Или, может быть, кто-то думает, что «Букет цветов, бабочка и птичка» салонная картинка, сделанная для императрицы Елизаветы Алексеевны? Как бы не так — это повесть о душе и ее воскресении. Недаром в том же 1820 году, в котором Толстой ее нарисовал, он начал создавать свои иллюстрации к «Душеньке» Богдановича, этакую парадигму русского ампира. Композиция «Букета цветов», внешне столь простая и непосредственная, полна скрытых, неявных аллюзий. Неужели вы думаете, что Толстому было неизвестно, что бабочка, любимица Психеи, уподоблялась в христианской иконографии душе человеческой, а гусеница — бренному человеческому телу, заключающему в своем уродстве, обреченном ползать во прахе мира, божественную свободу прекрасного полета бессмертия, освобождающегося из плена тленной оболочки только после конца земного существования? И что в рисунке Толстого гусеница случайно изгибается внизу, а бабочка случайно воспарила вверх, к прекрасному анемону, венчающему композицию, к цветку, символизирующему смерть и воскрешение, выросшему из крови погибшего Адониса, возлюбленного Афродиты? Что Толстой не знал, что анемонами были усыпаны поля Элизиума? И что щегленок, птичка, чье возвращение к жизни стало первым чудом Младенца Иисуса, наградившего его красной отметиной на головке и способностью воплощать собой «смертью смерть поправ», случайно балансирует на карандаше, символе изобразительного искусства? И что собрать в одно целое гусеницу, бабочку, птичку и цветы, цветущие в разное время года, в реальности невозможно?

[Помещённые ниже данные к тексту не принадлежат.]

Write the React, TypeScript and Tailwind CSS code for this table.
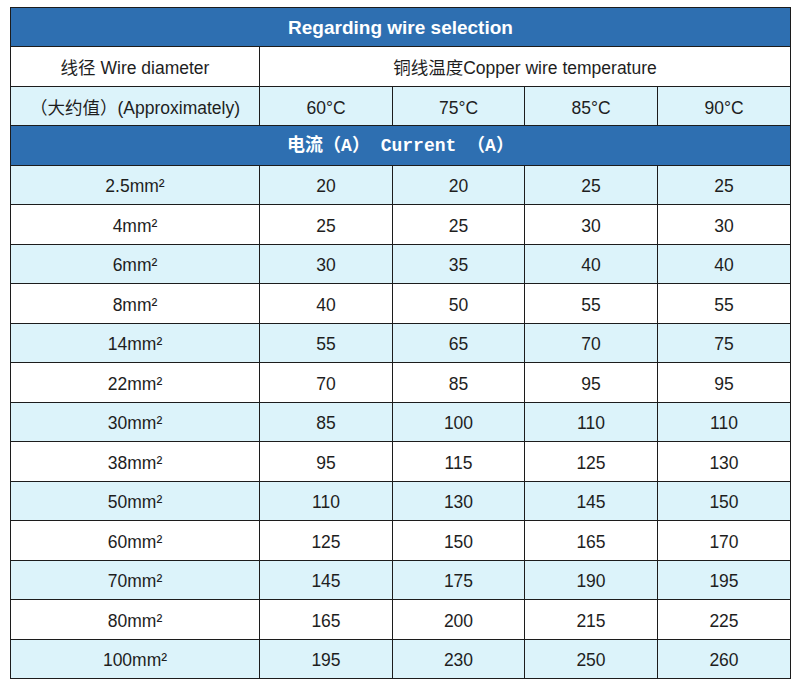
import React from "react";

const rows: [string, number, number, number, number][] = [
  ["2.5mm²", 20, 20, 25, 25],
  ["4mm²", 25, 25, 30, 30],
  ["6mm²", 30, 35, 40, 40],
  ["8mm²", 40, 50, 55, 55],
  ["14mm²", 55, 65, 70, 75],
  ["22mm²", 70, 85, 95, 95],
  ["30mm²", 85, 100, 110, 110],
  ["38mm²", 95, 115, 125, 130],
  ["50mm²", 110, 130, 145, 150],
  ["60mm²", 125, 150, 165, 170],
  ["70mm²", 145, 175, 190, 195],
  ["80mm²", 165, 200, 215, 225],
  ["100mm²", 195, 230, 250, 260],
];

const cell = "flex items-center justify-center pt-[3px] text-[17.5px] text-[#1e1e1e]";

export default function App() {
  return (
    <div
      className="w-[800px] h-[689px] bg-white pt-[7px] pl-[10px]"
      style={{ fontFamily: '"Liberation Sans", Arial, "Noto Sans CJK SC", sans-serif' }}
    >
      <div className="grid w-[781px] grid-cols-[248px_132px_131px_132px_132px] auto-rows-[38.47px] gap-px p-px bg-[#1c1c1c]">
        <div className="col-span-5 flex items-center justify-center pt-[2px] bg-[#2e6fb1] text-white font-bold text-[19px]">
          Regarding wire selection
        </div>
        <div className={`${cell} bg-white`}>线径 Wire diameter</div>
        <div className={`${cell} col-span-4 bg-white`}>铜线温度Copper wire temperature</div>
        <div className={`${cell} bg-[#dcf3fa]`}>（大约值）(Approximately)</div>
        <div className={`${cell} bg-[#dcf3fa]`}>60°C</div>
        <div className={`${cell} bg-[#dcf3fa]`}>75°C</div>
        <div className={`${cell} bg-[#dcf3fa]`}>85°C</div>
        <div className={`${cell} bg-[#dcf3fa]`}>90°C</div>
        <div
          className="col-span-5 flex items-center justify-center pt-[2px] bg-[#2e6fb1] text-white font-bold text-[18px]"
          style={{ fontFamily: '"Liberation Mono", "Noto Sans CJK SC", monospace' }}
        >
          电流（A） Current （A）
        </div>
        {rows.map((r, i) => {
          const bg = i % 2 === 0 ? "bg-[#dcf3fa]" : "bg-white";
          return (
            <React.Fragment key={r[0]}>
              <div className={`${cell} ${bg}`}>{r[0]}</div>
              <div className={`${cell} ${bg}`}>{r[1]}</div>
              <div className={`${cell} ${bg}`}>{r[2]}</div>
              <div className={`${cell} ${bg}`}>{r[3]}</div>
              <div className={`${cell} ${bg}`}>{r[4]}</div>
            </React.Fragment>
          );
        })}
      </div>
    </div>
  );
}
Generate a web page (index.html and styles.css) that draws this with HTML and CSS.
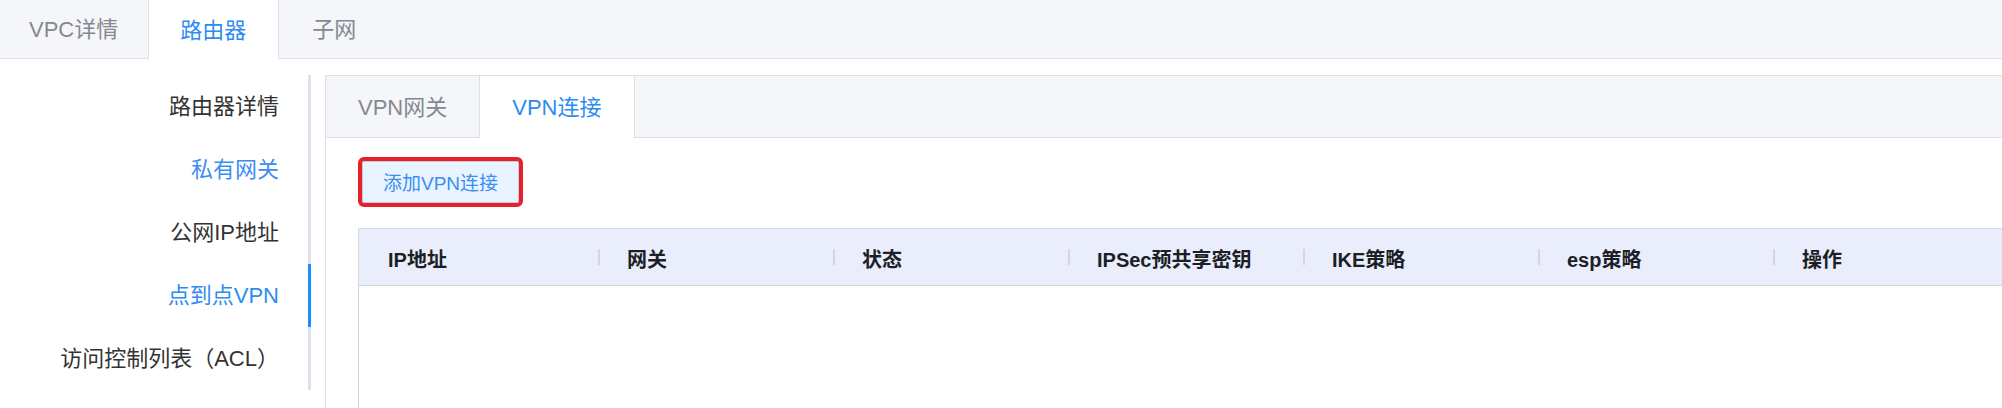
FILE: index.html
```html
<!DOCTYPE html>
<html lang="zh-CN">
<head>
<meta charset="utf-8">
<title>路由器</title>
<link rel="stylesheet" href="styles.css">
</head>
<body>
<div class="top-tabs">
  <div class="top-tab">VPC详情</div>
  <div class="top-tab active">路由器</div>
  <div class="top-tab last">子网</div>
</div>
<div class="main">
  <ul class="side-menu">
    <li class="menu-item">路由器详情</li>
    <li class="menu-item hover">私有网关</li>
    <li class="menu-item">公网IP地址</li>
    <li class="menu-item active">点到点VPN</li>
    <li class="menu-item">访问控制列表（ACL）</li>
  </ul>
  <div class="panel">
    <div class="sub-tabs">
      <div class="sub-tab">VPN网关</div>
      <div class="sub-tab active">VPN连接</div>
    </div>
    <div class="panel-body">
      <button class="btn-add" type="button">添加VPN连接</button>
      <div class="table">
        <div class="thead">
          <div class="th">IP地址</div>
          <div class="th sep">网关</div>
          <div class="th sep">状态</div>
          <div class="th sep">IPSec预共享密钥</div>
          <div class="th sep">IKE策略</div>
          <div class="th sep">esp策略</div>
          <div class="th sep">操作</div>
        </div>
        <div class="tbody"></div>
      </div>
    </div>
  </div>
</div>
</body>
</html>
```

FILE: styles.css
```css
* { box-sizing: border-box; }
html, body {
  margin: 0;
  padding: 0;
  width: 2002px;
  height: 408px;
  overflow: hidden;
  background: #ffffff;
  font-family: "Liberation Sans", "Noto Sans CJK SC", sans-serif;
}

.top-tabs {
  display: flex;
  height: 59px;
  background: #f5f6fa;
  border-bottom: 1px solid #dfe1e8;
}
.top-tab {
  display: flex;
  align-items: center;
  padding: 0 30px 4px 29px;
  font-size: 22px;
  color: #85888f;
  border-right: 1px solid #dfe1e8;
}
.top-tab.active {
  background: #ffffff;
  color: #2d8cf0;
  height: 59px;
  margin-bottom: -1px;
  padding: 0 32px 4px 31px;
}
.top-tab.last {
  border-right: none;
  padding-left: 33px;
}

.main {
  display: flex;
  align-items: flex-start;
  padding-top: 16px;
}

.side-menu {
  list-style: none;
  margin: 0;
  padding: 0;
  width: 311px;
  flex: none;
}
.menu-item {
  height: 63px;
  display: flex;
  align-items: center;
  justify-content: flex-end;
  padding: 0 29px 5px 0;
  font-size: 22px;
  color: #333333;
  border-right: 3px solid #dde2ee;
}
.menu-item.hover { color: #3c8df0; }
.menu-item.active {
  color: #2d8cf0;
  border-right-color: #1a8cff;
}

.panel {
  flex: none;
  width: 1720px;
  height: 333px;
  overflow: hidden;
  margin-left: 14px;
  border: 1px solid #dcdfe6;
  border-bottom: none;
}

.sub-tabs {
  display: flex;
  height: 62px;
  background: #f5f6fa;
  border-bottom: 1px solid #dcdfe6;
}
.sub-tab {
  display: flex;
  align-items: center;
  padding: 0 32px 4px 32px;
  font-size: 22px;
  color: #85888f;
  border-right: 1px solid #dcdfe6;
}
.sub-tab.active {
  background: #ffffff;
  color: #2d8cf0;
  height: 62px;
}

.panel-body {
  padding: 23px 0 0 36px;
}

.btn-add {
  display: block;
  height: 42px;
  padding: 0 20px 2px 20px;
  font-family: "Liberation Sans", "Noto Sans CJK SC", sans-serif;
  font-size: 19px;
  color: #3a8ef0;
  background: #e8f4ff;
  border: 1px solid #c3cbd6;
  border-radius: 2px;
  outline: 4px solid #e8202a;
  outline-offset: 0;
}

.table {
  margin: 25px 0 0 -4px;
  width: 1651px;
  border: 1px solid #d3d7de;
  border-bottom: none;
}
.thead {
  display: grid;
  grid-template-columns: 239px repeat(6, 235px);
  height: 57px;
  background: #e9edfc;
  border-bottom: 1px solid #d3d7de;
}
.th {
  position: relative;
  display: flex;
  align-items: center;
  padding: 2px 0 0 29px;
  font-size: 20px;
  font-weight: bold;
  color: #1c1f24;
}
.th.sep::before {
  content: "";
  position: absolute;
  left: 0;
  top: 20px;
  width: 2px;
  height: 16px;
  background: #d3d6dc;
}
.tbody {
  height: 122px;
}
```
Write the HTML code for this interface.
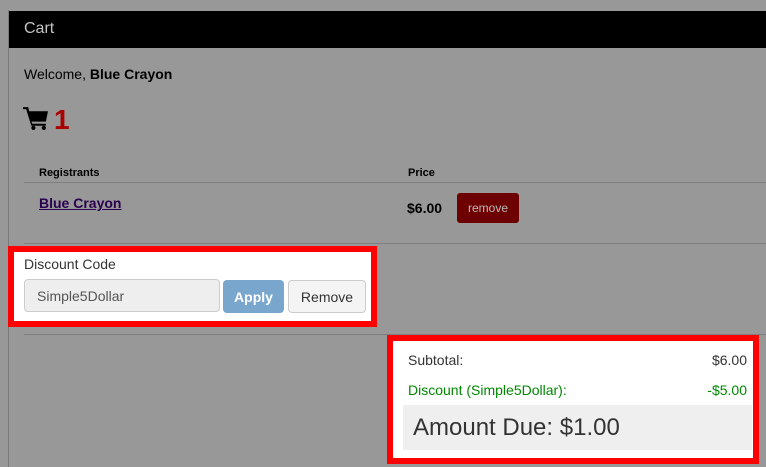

Как каждый приличный человек того времени, Федор Толстой был, конечно же, масоном, поэтому все его произведения полны двойственности: героичность триумфальных рельефов, посвященных победе 1812 года, легка, как пух из уст Эола, а птички с цветочками намекают на сакральные тайны. Чуть ли не единственное его живописное полотно, дошедшее до нас, «В комнатах», несмотря на внешнюю простоту, не менее увлекательно, чем «Семейный портрет в интерьере» Лукино Висконти. Вроде бы комнаты и комнаты, ничего особенного, но есть в этой сцене странная притягательность. Еще бы — вся картина построена по закону золотого сечения, четко делясь на квадрат и прямоугольник. Две трети композиции — квадрат земной и темной реальности, а одна треть — раскрытый проем дверей, ведущий в залитую золотистым светом олимпийскую невесомость, населенную богами. В земной части — семья, ночной вид, зелень и тени, в божественной — легкий золотистый свет, лира, Аполлон, Венера и бог сна Морфей у зеркала, отражающего бесконечность. Сквозь зеркало, как известно, входит и уходит Смерть, родная сестра Сна-Морфея, зеркало является границей времени и вечности, и художник близок к вратам, раскрытым в мир олимпийского блаженства, он готов встать, чтобы в него отправиться, но его задерживают какие-то семейственные разбирательства. Жена, настойчивая, как Креуза, что шла за Энеем, на одной руке перчатка, вторая зажата в руке, прямо Ахматова времени ранних песен, чего-то вопросительно ждет с видом, как будто сняла решительно пиджак наброшенный, а он прощения не попросил. Творец недоуменно оправдывается, стило себе прямо в грудь воткнул, а старушка около зеркала и Морфея сидит и вяжет, как Парка нить судьбы, воплощенное ожидание. В ампирных комнатах все не просто.